One possibility for a mechanism for associating a schema with a document 
is to have a processing instruction that directly contains a compact 
syntax schema.   For the sake of discussion, I will use a target name of 
relaxng-compact for this.  If a user wants simply to reference an 
external schema, they can just do:

<?relaxng-compact external "myschema.rnc"?>

But they can also easily do customizations as is sometimes done in the 
internal subset.  For a one-off schema, they could even put the entire 
schema in the processing instruction.

Lexically, this works rather well.
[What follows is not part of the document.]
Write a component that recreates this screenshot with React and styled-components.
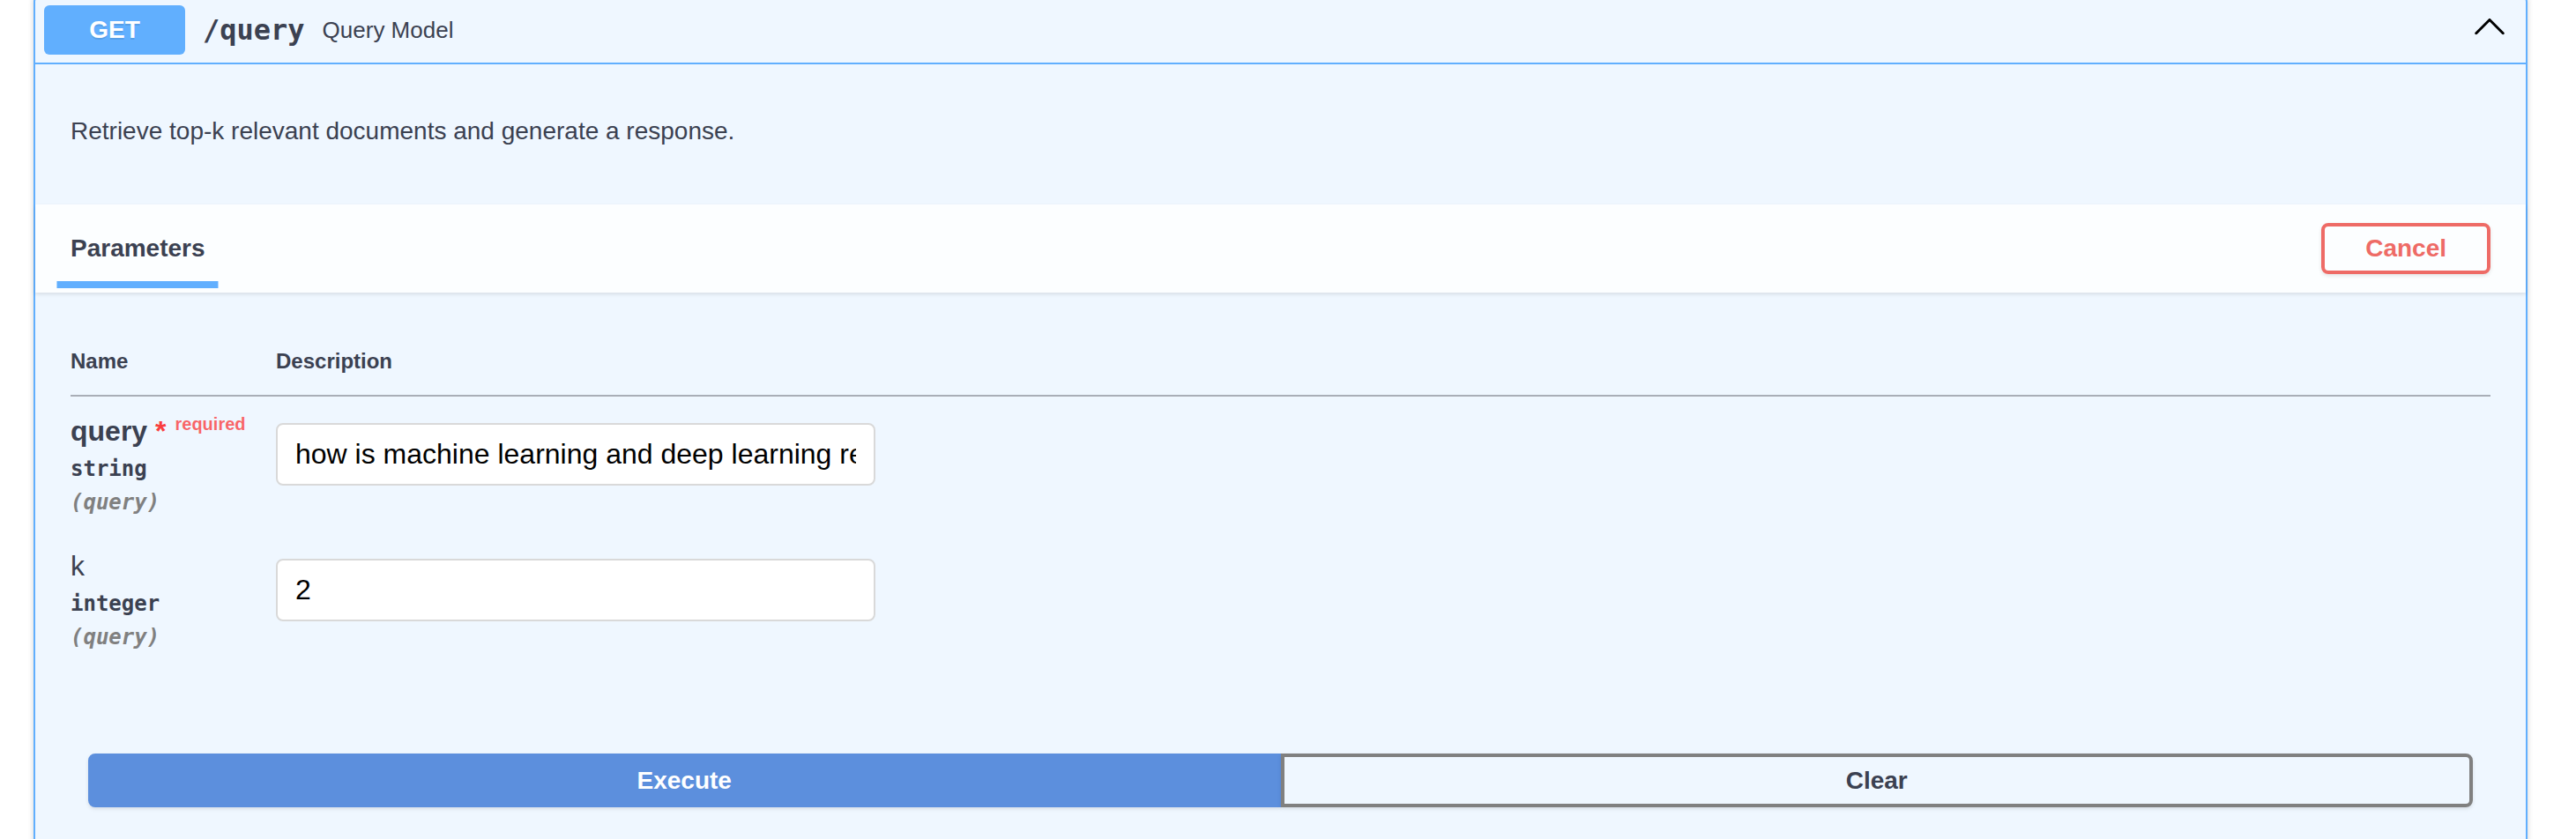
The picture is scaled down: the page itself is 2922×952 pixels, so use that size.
import React from "react";
import styled, { createGlobalStyle } from "styled-components";

const Global = createGlobalStyle`
  html, body { margin: 0; padding: 0; background: #ffffff; }
  body { font-family: "Liberation Sans", Arial, Helvetica, sans-serif; overflow: hidden; }
  * { box-sizing: border-box; }
`;

const Page = styled.div`
  padding: 0 55px 0 38px;
  margin-top: -6px;
`;

const OpBlock = styled.div`
  border: 2px solid #61affe;
  border-radius: 8px;
  background: #eff7ff;
  box-shadow: 0 0 6px rgba(0, 0, 0, 0.19);
  color: #3b4151;
`;

const Summary = styled.div`
  display: flex;
  align-items: center;
  padding: 10px 10px 9px 10px;
  border-bottom: 2px solid #61affe;
`;

const Method = styled.span`
  min-width: 160px;
  height: 56px;
  line-height: 56px;
  background: #61affe;
  border-radius: 6px;
  color: #fff;
  font-size: 28px;
  font-weight: 700;
  text-align: center;
  text-shadow: 0 2px 0 rgba(0, 0, 0, 0.1);
`;

const Path = styled.span`
  font-family: "DejaVu Sans Mono", "Liberation Mono", monospace;
  font-size: 32px;
  font-weight: 700;
  padding: 0 20px;
  color: #3b4151;
`;

const SummaryDesc = styled.span`
  flex: 1 1 auto;
  font-size: 26px;
  color: #3b4151;
`;

const ArrowButton = styled.button`
  align-self: flex-start;
  margin: 0 9px 0 0;
  padding: 0;
  border: none;
  background: transparent;
  width: 44px;
  height: 44px;
  display: flex;
  svg { display: block; }
`;

const DescWrapper = styled.div`
  padding: 30px 40px;
  margin-bottom: 11px;
  p {
    margin: 30px 0 26px;
    font-size: 28px;
    line-height: 32px;
    color: #3b4151;
  }
`;

const SectionHeader = styled.div`
  display: flex;
  align-items: center;
  justify-content: space-between;
  min-height: 100px;
  padding: 16px 40px;
  background: rgba(255, 255, 255, 0.8);
  box-shadow: 0 2px 4px rgba(0, 0, 0, 0.1);
`;

const TabTitle = styled.h4`
  margin: 0;
  font-size: 28px;
  font-weight: 700;
  color: #3b4151;
  span {
    position: relative;
  }
  span::after {
    content: "";
    position: absolute;
    left: 50%;
    bottom: -30px;
    height: 8px;
    width: 120%;
    transform: translateX(-50%);
    background: #61affe;
  }
`;

const Btn = styled.button`
  font-family: "Liberation Sans", Arial, sans-serif;
  font-size: 28px;
  font-weight: 700;
  border-radius: 8px;
  border: 4px solid ${(p) => p.$color || "#808080"};
  color: ${(p) => p.$text || "#3b4151"};
  background: ${(p) => p.$bg || "transparent"};
  box-shadow: 0 2px 4px rgba(0, 0, 0, 0.1);
  padding: 10px 46px;
  line-height: 30px;
`;

const TableContainer = styled.div`
  padding: 40px;
`;

const Table = styled.table`
  width: 100%;
  border-collapse: collapse;
  th {
    font-size: 24px;
    font-weight: 700;
    text-align: left;
    padding: 24px 0;
    border-bottom: 2px solid #a9aeb7;
    color: #3b4151;
  }
  td {
    padding: 20px 0;
    vertical-align: top;
  }
`;

const NameCol = styled.th`
  width: 233px;
`;

const ParamName = styled.div`
  font-size: 32px;
  font-weight: ${(p) => (p.$required ? 700 : 400)};
  color: #3b4151;
`;

const Star = styled.span`
  color: #f93e3e;
`;

const RequiredTag = styled.span`
  font-size: 20px;
  font-weight: 700;
  color: rgba(255, 0, 0, 0.6);
  padding: 0 10px;
  vertical-align: 12px;
`;

const ParamType = styled.div`
  font-family: "DejaVu Sans Mono", "Liberation Mono", monospace;
  font-size: 24px;
  font-weight: 700;
  padding: 10px 0;
  color: #3b4151;
`;

const ParamIn = styled.div`
  font-family: "DejaVu Sans Mono", "Liberation Mono", monospace;
  font-size: 24px;
  font-weight: 700;
  font-style: italic;
  color: #808080;
`;

const TextInput = styled.input`
  display: block;
  width: 680px;
  margin: 10px 0;
  padding: 16px 20px;
  border: 2px solid #d9d9d9;
  border-radius: 8px;
  background: #fff;
  color: #000;
  font-family: "Liberation Sans", Arial, sans-serif;
  font-size: 32px;
  line-height: 35px;
  height: 71px;
  outline: none;
`;

const BtnGroup = styled.div`
  display: flex;
  padding: 58px 60px 60px;
`;

const GroupBtn = styled(Btn)`
  flex: 1 1 0;
  line-height: 33px;
  border-radius: ${(p) => (p.$first ? "8px 0 0 8px" : "0 8px 8px 0")};
`;

const ArrowUp = () => (
  <svg width="44" height="44" viewBox="0 0 20 20" aria-hidden="true">
    <path
      fill="#000"
      d="M17.418 14.908c-.271.271-.709.271-.979 0L10 8.463l-6.438 6.445c-.271.271-.709.271-.979 0s-.271-.709 0-.979l6.928-6.936c.271-.271.709-.271.979 0l6.928 6.936c.272.271.272.709 0 .979z"
    />
  </svg>
);

const params = [
  {
    name: "query",
    required: true,
    type: "string",
    value: "how is machine learning and deep learning related to artificial intelligence",
  },
  { name: "k", required: false, type: "integer", value: "2" },
];

export default function App() {
  return (
    <>
      <Global />
      <Page>
        <OpBlock>
          <Summary>
            <Method>GET</Method>
            <Path>/query</Path>
            <SummaryDesc>Query Model</SummaryDesc>
            <ArrowButton aria-label="collapse">
              <ArrowUp />
            </ArrowButton>
          </Summary>
          <DescWrapper>
            <p>Retrieve top-k relevant documents and generate a response.</p>
          </DescWrapper>
          <SectionHeader>
            <TabTitle>
              <span>Parameters</span>
            </TabTitle>
            <Btn $color="#ee6b66" $text="#ee6b66">
              Cancel
            </Btn>
          </SectionHeader>
          <TableContainer>
            <Table>
              <thead>
                <tr>
                  <NameCol>Name</NameCol>
                  <th>Description</th>
                </tr>
              </thead>
              <tbody>
                {params.map((p) => (
                  <tr key={p.name}>
                    <td>
                      <ParamName $required={p.required}>
                        {p.name}
                        {p.required && (
                          <>
                            <Star>&nbsp;*</Star>
                            <RequiredTag>required</RequiredTag>
                          </>
                        )}
                      </ParamName>
                      <ParamType>{p.type}</ParamType>
                      <ParamIn>(query)</ParamIn>
                    </td>
                    <td>
                      <TextInput type="text" defaultValue={p.value} />
                    </td>
                  </tr>
                ))}
              </tbody>
            </Table>
          </TableContainer>
          <BtnGroup>
            <GroupBtn $first $color="#5c8fdd" $bg="#5c8fdd" $text="#fff">
              Execute
            </GroupBtn>
            <GroupBtn $color="#808080">Clear</GroupBtn>
          </BtnGroup>
        </OpBlock>
      </Page>
    </>
  );
}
Processing instructions can contain 
anything other than ?>, but that is unlikely to occur in a compact 
schema.  The compact syntax provides its own character escaping 
mechanism which works well with the fact that processing instructions 
don't have a character escaping mechanism.  With the compact syntax 
inside a processing instruction:

- there's one and only one way to escape characters
- there's a way to allow any schema no matter what character sequences 
it contains

We also get to take advantage of the XML encoding declaration mechanism, 
which works well the fact that the compact syntax doesn't provide an 
encoding declaration syntax.

One of the arguments against processing instruction is that it doesn't 
expose the internal structure of the contents as XML, but that doesn't 
really apply here since the whole point of the compact syntax is to be 
an alternative non-XML syntax.

Another thing I like about this is that there's very little to specify. 
  There are basically only two things:

i) what target name to use
ii) where the processing instruction can go

To keep things simply I think the processing instruction should go 
before the document element; I don't want to get into specifying schemas 
for subtrees.  So I think the reasonable possibilities are

a) anywhere in the prolog except after the DOCTYPE
b) anywhere in the prolog, but in the document entity
c) anywhere in the prolog, including the external subset and external 
parameter entities

(c) creates some intriguing possibilities.  For example, the XHTML folks 
have, as far as I understand it, a couple of problems in moving from 
DTDs to schemas.  One big problem is that they need to be able to use 
character entities. Another is that they have lots of different profiles 
with the same namespace URI: they have a tradition of using the DOCTYPE 
public id identifies what profile they are using. XHTML conformance 
requires a particular DOCTYPE external id; browsers tweak their 
rendering behaviour based on particular DOCTYPEs.  With (c), you can 
create a DTD that contains just internal general parsed ENTITY 
declarations and a processing instruction containing a compact syntax 
schema.  Users can continue to create documents just as before, 
including character entities and a DOCTYPE declaration.  The OASIS 
catalog mechanism could be used to switch between different versions of 
the DOCTYPE depending on the context: perhaps one without the processing 
instruction, one with the processing instruction and another 
approximating the RELAX NG schema with complete DTD.